Tradotto: le voci che coprono i costi di smantellamento delle centrali nucleari dismesse e anche gli oneri a copertura del regime tariffario speciale riconosciuto a Rfi per i consumi di elettricità sulla rete tradizionale. Una posizione, quest’ultima, sposata anche dall’Antitrust nella segnalazione di marzo scorso al Parlamento con le proposte di riforma per la legge annuale, secondo cui «alla copertura di tali oneri si può provvedere mediante trasferimenti dal bilancio dello Stato».
L’ipotesi di un intervento cuscinetto contro i rincari.
Fin qui il binario più generale, quindi, ancora da declinare nel dettaglio. Mentre, nel breve periodo, il governo starebbe valutando un nuovo intervento “cuscinetto” per alleviare il peso dei rincari che si annunciano nel prossimo aggiornamento trimestrale delle bollette fissato per fine settembre. Nei giorni scorsi, nel corso di una intervista, anche il presidente dell’Arera, Stefano Besseghini, ha parlato di un «cantiere aperto» su questo fronte.
E, come già accaduto agli inizi di luglio, un assist prezioso per calmierare l’impatto della stangata potrebbe arrivare dalle aste del mercato europeo dei permessi di emissione di CO2 che stanno facendo registrare ricavi straordinari a causa della tendenza rialzista del prezzo della stessa con proventi pari, nel solo secondo trimestre, a 719 milioni, come documentano i dati pubblicati dal Gse, responsabile del collocamento delle quote di emissioni italiane sulla piattaforma Ue.
Il faro del governo sulle aste della CO2.
Certo, l’entità della manovra è ancora tutta da decidere perché solo da metà settembre l’Arera comincerà a mettere in fila i numeri per capire quale sarà la variazione tariffaria per le bollette, ma intanto l’esecutivo ha acceso un faro con un occhio alle aste della CO2, i cui proventi sono destinati, come prevede l’articolo 15 del decreto di recepimento della direttiva Ue sulla promozione dell’uso dell’energia da fonti rinnovabili (Red II), per la parte che compete al Mite, a coprire, dal 2022, «i costi di incentivazione delle fonti rinnovabili e dell’efficienza energetica mediante misure che trovano copertura sulle tariffe dell’energia».
È una tessera del percorso più ampio di riforma che, come detto, dovrebbe seguire lo strumento della delega, destinato a dominare buona parte del disegno di legge per la concorrenza che potrebbe arrivare in consiglio dei ministri per metà mese.
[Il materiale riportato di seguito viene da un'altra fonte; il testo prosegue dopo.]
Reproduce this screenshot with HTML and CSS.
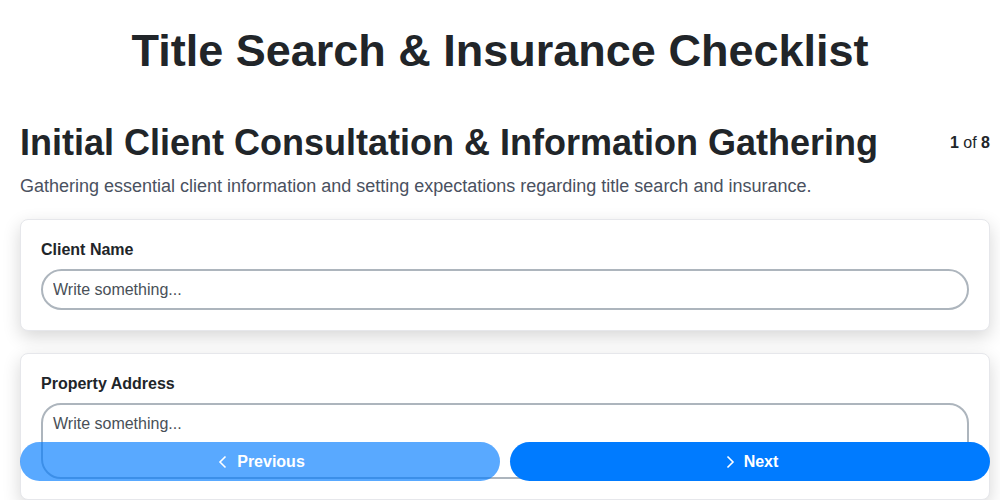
FILE: index.html
```html
<!DOCTYPE html>
<html lang="en">
<head>
<meta charset="utf-8">
<title>Title Search &amp; Insurance Checklist</title>
<link rel="stylesheet" href="styles.css">
</head>
<body>
<header class="header">
  <h1 class="title">Title Search &amp; Insurance Checklist</h1>
</header>
<main class="page">
  <div class="step-head">
    <h2 class="step-title">Initial Client Consultation &amp; Information Gathering</h2>
    <div class="counter"><b>1</b> of <b>8</b></div>
  </div>
  <p class="step-desc">Gathering essential client information and setting expectations regarding title search and insurance.</p>
  <div class="card">
    <label class="field-label">Client Name</label>
    <input class="field-input" type="text" placeholder="Write something...">
  </div>
  <div class="card card-gap">
    <label class="field-label">Property Address</label>
    <textarea class="field-area" placeholder="Write something..."></textarea>
  </div>
</main>
<div class="nav">
  <button class="btn btn-prev">
    <svg class="chev" viewBox="0 0 16 16" width="16" height="16"><path d="M10.5 2.5 L5 8 L10.5 13.5" fill="none" stroke="currentColor" stroke-width="1.6"/></svg>
    <span>Previous</span>
  </button>
  <button class="btn btn-next">
    <svg class="chev" viewBox="0 0 16 16" width="16" height="16"><path d="M5.5 2.5 L11 8 L5.5 13.5" fill="none" stroke="currentColor" stroke-width="1.6"/></svg>
    <span>Next</span>
  </button>
</div>
</body>
</html>
```
FILE: styles.css
```css
* { box-sizing: border-box; }
html, body { margin: 0; padding: 0; background: #fff; }
body {
  font-family: "Liberation Sans", Arial, sans-serif;
  color: #212529;
  overflow: hidden;
}
.header {
  padding-top: 24px;
}
.page {
  padding: 0 10px 0 20px;
}
.title {
  margin: 0;
  text-align: center;
  font-size: 45px;
  line-height: 54px;
  font-weight: 700;
  color: #212529;
}
.step-head {
  margin-top: 43px;
  display: flex;
  justify-content: space-between;
  align-items: center;
}
.step-title {
  margin: 0;
  font-size: 36px;
  line-height: 1.2;
  font-weight: 700;
}
.counter {
  font-size: 16px;
  color: #212529;
}
.step-desc {
  margin: 9px 0 0;
  font-size: 18px;
  line-height: 26px;
  color: #4a5160;
}
.card {
  margin-top: 20px;
  background: #fff;
  border: 1px solid #e6e7eb;
  border-radius: 8px;
  padding: 20px 20px 20px;
  box-shadow: 0 6px 18px rgba(0,0,0,0.16);
  display: flex;
  flex-direction: column;
}
.card-gap { margin-top: 22px; }
.field-label {
  font-size: 16px;
  font-weight: 700;
  line-height: 19px;
  margin-bottom: 10px;
}
.field-input, .field-area {
  font-family: "Liberation Sans", Arial, sans-serif;
  font-size: 16px;
  color: #495057;
  border: 2px solid #adb5bd;
  background: #fff;
  padding: 0 10px;
  outline: none;
}
.field-input {
  height: 41px;
  border-radius: 21px;
}
.field-area {
  height: 76px;
  border-radius: 20px;
  padding: 10px 10px;
  resize: none;
}
.field-input::placeholder, .field-area::placeholder {
  color: #495057;
  opacity: 1;
}
.nav {
  position: fixed;
  left: 20px;
  right: 10px;
  bottom: 19px;
  display: flex;
  gap: 10px;
}
.btn {
  flex: 1;
  height: 39px;
  border: none;
  border-radius: 20px;
  color: #fff;
  font-family: "Liberation Sans", Arial, sans-serif;
  font-size: 16px;
  font-weight: 700;
  display: flex;
  align-items: center;
  justify-content: center;
  gap: 6px;
}
.btn-prev { background: #007bff; opacity: 0.65; }
.btn-next { background: #007bff; }
.chev { display: block; }
```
Il governo pensa infatti di chiedere la delega al Parlamento, per poi agire con decreti legislativi, anche sui servizi pubblici locali, sulle concessioni idroelettriche, sul commercio ambulante, sulla vigilanza dei mercati e conformità dei prodotti. Altre materie invece, dalla sanità ai porti alla mobilità elettrica, dovrebbero entrare nel Ddl senza ricorso alla delega ma anche su questi fronti non si escludono cambiamenti dell’ultim’ora.